Sunday, October 13, 2019

Fun with First Lines

illustration by Linzie Hunter
Some people collect stamps, Star Wars action figures or ceramic pigs. 

I collect first lines. 

I love to go into a bookshop or library and pick a book off the shelf and open it up to check the first line. 

Here is one of my favourites: 

In the beginning was the Word and the word was with God, and the word was God. 

You might think it is from John’s Gospel in the New Testament portion of the Bible, but it’s also the first line of Umberto Eco’s book The Name of the Rose, now being televised on the BBC. 

Here’s another of my best first lines. One of the oldest, too. 

Sing goddess, the wrath of Achilles... 

It’s the first line of Homer’s epic Greek poem The Iliad

I also love Virgil’s riff on it, the first line of his Aeneid, an epic poem in Latin. 

I sing of arms and the man... 

How about this one?

Call me Ishmael. 

That is one of the most fa
mous first lines in the world. It’s from Moby Dick by Herman Melville. But did you know that Kurt Vonnegut begins his book Cat’s Cradle with this first line? 


Call me Jonah.

Can you see the point I’m making? Good first lines can be begged, borrowed and adapted. 

Another of my fave first lines is from the Anthony Horowitz’s Stormbreaker

When the doorbell rings at three in the morning it’s never good news. 

That first line inspired the opening of my book Escape from Rome. 

The Emperor’s men came at midnight. 



But I don’t think Anthony Horowitz will sue me. All writers gain inspiration from one another and in fact it’s a kind of tribute when you use a famous first line as inspiration. 

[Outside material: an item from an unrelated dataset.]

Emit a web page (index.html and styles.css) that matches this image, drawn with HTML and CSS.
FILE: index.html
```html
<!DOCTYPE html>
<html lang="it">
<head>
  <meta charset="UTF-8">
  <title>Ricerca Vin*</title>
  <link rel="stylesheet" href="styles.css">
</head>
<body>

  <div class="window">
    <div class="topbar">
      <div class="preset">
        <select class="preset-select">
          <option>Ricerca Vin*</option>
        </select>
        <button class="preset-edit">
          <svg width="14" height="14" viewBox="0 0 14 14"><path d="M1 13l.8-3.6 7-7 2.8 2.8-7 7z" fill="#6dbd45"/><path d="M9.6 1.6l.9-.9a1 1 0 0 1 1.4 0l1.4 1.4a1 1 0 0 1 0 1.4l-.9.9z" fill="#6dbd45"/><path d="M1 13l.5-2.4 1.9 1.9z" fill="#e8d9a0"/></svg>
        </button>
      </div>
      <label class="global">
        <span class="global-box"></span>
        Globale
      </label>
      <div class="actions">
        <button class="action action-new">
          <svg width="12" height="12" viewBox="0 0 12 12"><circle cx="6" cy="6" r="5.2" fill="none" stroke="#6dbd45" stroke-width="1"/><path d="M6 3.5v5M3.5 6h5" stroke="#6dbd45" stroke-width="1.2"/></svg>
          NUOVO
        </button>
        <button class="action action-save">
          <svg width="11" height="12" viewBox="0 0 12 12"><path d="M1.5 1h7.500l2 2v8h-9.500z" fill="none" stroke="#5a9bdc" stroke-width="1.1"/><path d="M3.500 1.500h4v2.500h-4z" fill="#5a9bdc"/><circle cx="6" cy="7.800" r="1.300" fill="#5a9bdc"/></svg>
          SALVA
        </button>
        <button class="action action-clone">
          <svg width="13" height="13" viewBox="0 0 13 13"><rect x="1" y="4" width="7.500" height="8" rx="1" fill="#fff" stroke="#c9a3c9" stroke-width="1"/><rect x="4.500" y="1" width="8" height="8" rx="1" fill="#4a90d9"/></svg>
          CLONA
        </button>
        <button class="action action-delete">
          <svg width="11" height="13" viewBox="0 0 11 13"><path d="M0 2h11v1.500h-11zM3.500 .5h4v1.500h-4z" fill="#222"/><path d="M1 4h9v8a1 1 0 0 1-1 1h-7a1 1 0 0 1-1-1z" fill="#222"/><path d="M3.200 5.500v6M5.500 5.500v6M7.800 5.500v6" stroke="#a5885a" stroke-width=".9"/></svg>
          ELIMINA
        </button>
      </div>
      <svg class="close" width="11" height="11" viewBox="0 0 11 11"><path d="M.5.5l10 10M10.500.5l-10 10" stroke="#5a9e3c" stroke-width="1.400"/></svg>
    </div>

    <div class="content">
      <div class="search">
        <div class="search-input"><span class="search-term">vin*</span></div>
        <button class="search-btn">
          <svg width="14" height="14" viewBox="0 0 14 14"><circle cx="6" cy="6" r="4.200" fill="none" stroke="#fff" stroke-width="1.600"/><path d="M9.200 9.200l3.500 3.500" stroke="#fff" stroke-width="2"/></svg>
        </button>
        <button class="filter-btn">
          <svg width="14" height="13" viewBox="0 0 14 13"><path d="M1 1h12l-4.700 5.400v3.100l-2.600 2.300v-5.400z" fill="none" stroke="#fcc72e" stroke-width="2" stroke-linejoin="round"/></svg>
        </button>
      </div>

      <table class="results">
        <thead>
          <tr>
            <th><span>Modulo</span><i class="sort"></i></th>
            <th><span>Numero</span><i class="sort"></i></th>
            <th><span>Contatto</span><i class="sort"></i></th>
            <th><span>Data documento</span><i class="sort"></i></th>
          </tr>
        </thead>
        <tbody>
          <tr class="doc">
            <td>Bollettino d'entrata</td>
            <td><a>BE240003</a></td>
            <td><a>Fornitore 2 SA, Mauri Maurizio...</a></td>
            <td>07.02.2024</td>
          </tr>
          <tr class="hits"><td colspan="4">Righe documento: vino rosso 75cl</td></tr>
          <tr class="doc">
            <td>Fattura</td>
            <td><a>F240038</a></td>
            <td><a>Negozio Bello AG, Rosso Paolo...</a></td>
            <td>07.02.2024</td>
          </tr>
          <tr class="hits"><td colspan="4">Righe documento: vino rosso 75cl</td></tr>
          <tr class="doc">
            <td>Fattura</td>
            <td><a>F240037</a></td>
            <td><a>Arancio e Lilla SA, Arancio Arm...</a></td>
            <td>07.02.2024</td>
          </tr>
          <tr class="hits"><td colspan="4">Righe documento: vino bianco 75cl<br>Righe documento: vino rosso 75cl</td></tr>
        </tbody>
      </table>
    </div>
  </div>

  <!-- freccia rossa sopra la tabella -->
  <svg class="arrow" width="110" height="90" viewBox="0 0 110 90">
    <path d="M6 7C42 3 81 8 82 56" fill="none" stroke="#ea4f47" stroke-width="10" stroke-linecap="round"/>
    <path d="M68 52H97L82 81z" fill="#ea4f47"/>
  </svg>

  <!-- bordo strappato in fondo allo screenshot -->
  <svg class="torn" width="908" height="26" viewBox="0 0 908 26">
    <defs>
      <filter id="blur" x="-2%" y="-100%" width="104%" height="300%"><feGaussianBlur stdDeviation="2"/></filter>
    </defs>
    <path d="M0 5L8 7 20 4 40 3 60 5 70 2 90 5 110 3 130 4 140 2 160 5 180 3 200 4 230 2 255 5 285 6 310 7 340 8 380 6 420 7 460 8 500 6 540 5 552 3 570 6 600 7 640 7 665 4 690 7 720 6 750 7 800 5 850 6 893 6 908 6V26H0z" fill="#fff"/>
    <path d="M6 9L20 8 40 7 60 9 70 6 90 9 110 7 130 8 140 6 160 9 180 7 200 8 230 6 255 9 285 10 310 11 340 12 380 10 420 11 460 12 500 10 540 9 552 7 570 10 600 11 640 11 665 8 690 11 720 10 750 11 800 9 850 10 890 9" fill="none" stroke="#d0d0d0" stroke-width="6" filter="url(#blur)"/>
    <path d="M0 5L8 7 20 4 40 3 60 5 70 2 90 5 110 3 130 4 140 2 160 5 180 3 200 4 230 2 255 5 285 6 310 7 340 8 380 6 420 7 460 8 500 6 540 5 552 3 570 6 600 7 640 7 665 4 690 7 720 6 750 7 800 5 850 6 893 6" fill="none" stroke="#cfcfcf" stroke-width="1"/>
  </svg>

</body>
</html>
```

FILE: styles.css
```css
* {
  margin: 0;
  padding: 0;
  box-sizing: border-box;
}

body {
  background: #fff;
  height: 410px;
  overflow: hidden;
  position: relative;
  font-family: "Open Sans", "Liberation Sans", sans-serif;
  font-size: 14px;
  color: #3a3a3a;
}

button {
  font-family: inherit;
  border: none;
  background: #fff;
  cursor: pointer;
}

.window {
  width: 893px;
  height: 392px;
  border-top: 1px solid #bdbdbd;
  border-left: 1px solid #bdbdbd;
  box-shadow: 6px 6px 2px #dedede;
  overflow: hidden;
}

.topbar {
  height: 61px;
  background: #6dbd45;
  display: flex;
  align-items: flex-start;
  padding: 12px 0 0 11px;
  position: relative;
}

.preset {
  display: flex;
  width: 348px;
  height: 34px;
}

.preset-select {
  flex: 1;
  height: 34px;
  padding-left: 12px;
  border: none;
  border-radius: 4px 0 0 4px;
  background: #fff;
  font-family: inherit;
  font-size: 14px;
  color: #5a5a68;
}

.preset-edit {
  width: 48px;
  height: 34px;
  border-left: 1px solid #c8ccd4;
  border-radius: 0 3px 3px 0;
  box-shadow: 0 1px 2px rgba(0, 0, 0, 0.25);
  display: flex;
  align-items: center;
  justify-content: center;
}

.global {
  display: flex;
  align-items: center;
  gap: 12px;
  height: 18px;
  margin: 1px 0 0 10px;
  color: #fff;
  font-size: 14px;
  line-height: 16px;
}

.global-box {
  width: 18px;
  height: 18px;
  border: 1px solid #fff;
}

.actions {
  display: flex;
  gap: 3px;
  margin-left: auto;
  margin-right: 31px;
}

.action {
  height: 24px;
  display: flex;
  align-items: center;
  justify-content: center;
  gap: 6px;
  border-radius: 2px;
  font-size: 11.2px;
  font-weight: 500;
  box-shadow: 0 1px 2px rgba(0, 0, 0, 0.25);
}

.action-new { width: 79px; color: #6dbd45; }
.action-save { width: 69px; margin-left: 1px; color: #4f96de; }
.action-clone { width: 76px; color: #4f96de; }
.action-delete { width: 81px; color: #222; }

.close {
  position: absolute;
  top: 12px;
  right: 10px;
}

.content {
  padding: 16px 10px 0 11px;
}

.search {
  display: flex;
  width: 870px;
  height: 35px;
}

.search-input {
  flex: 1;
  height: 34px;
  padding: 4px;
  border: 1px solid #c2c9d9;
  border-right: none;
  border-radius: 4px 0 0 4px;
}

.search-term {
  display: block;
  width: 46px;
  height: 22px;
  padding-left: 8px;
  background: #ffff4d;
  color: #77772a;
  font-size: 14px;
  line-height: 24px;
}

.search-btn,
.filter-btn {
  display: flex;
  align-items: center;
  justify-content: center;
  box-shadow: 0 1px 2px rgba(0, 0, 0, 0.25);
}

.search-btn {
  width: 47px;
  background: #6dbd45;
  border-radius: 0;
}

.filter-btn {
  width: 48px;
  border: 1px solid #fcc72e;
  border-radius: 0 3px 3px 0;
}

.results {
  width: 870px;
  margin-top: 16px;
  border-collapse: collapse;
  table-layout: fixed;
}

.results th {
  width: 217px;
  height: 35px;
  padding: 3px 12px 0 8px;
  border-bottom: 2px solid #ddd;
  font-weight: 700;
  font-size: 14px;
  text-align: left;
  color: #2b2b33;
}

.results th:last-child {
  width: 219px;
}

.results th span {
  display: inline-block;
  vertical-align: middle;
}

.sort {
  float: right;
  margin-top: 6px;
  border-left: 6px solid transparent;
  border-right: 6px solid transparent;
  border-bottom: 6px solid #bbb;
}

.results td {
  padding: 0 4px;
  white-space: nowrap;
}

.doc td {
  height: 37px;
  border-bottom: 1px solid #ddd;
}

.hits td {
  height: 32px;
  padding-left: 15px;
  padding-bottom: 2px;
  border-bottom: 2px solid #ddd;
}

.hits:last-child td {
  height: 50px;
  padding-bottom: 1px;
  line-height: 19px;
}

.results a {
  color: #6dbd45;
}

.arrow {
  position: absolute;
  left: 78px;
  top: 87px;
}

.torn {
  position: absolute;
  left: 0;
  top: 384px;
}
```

I’m a writer-in-residence at the junior division of Kings College School Wimbledon this week. Hopefully we’ll have time to play a fun game I call Dr Frankenstein’s First Lines.



This is one of over a hundred tricks and tips I include in my new book How to Write a Great Story. The principle is pretty obvious. You take a fave first line (or two) chop them up and stitch them together, a bit like Dr Frankenstein does with his monster. 

I’ve used it in schools and it’s proved really fun and inspirational. Here are a few great first lines we have played with. 

Sophie had waited all her life to be kidnapped.

(from The School of Good and Evil by Soman Chainani)

When Mary Lennox was sent to Misselthwaite Manor to live with her uncle, everybody said she was the most disagreeable-looking child ever seen. 

(from The Secret Garden by Frances Hodgson Burnett)

The Iron Man came to the top of the cliff. 

(from The Iron Man by Ted Hughes)


And finally, here is a first line I actually didn’t nick from anybody else but am proud of because I use it to tell you the hero, the genre and the setting. And I did all that in the first line! 

Flavia Gemina solved her first mystery on the Ides of June in the tenth year of the emperor Vespasian.

(from The Thieves of Ostia by Caroline Lawrence)

Feel free to play with it and have fun.